Here's the problem though: Why should the government prop up failing mortgages? If the government is spending money to ensure that people keep their jobs, and spending money, wouldn't it be better to do such AFTER the market has leveled out, and they can give a clear response?

Think about it this way:

We've come to this point to have this many foreclosures because prices reached a level that were unsustainable. So to alleviate the pressure, foreclosures began to spring up right and left to drive prices down to a reasonable level.

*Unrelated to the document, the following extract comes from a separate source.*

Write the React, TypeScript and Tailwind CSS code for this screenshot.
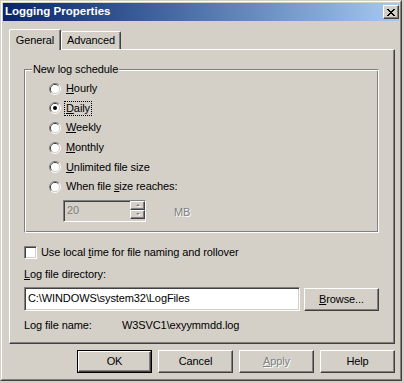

But instead of letting this take place, the government is (yet again) pumping money into a broke machine. The problem with the logic is that if homeowners made bad choices on buying houses at inflated prices, the only reasonable way to deal with this is to....*gasp* let it go! It's the same thing with the car companies - GM and Chrysler make crappy cars. They needed to go bankrupt, and reorganize, rather than have tens of billions of dollars infused into them.

Now, you may say 'but the jobs will have a trickle down effect and hurt everything else!' - And I agree with that. But we should let the restructuring happen first, BEFORE stimulus occurs. You cannot stimulate that which is dead and rotten. You need to spur growth in good areas, not bad.

That's like the government paying me to keep chain smoking so I can keep the healthcare system afloat. It's not an efficient usage of resources.



Back from the dead, I'm afraid.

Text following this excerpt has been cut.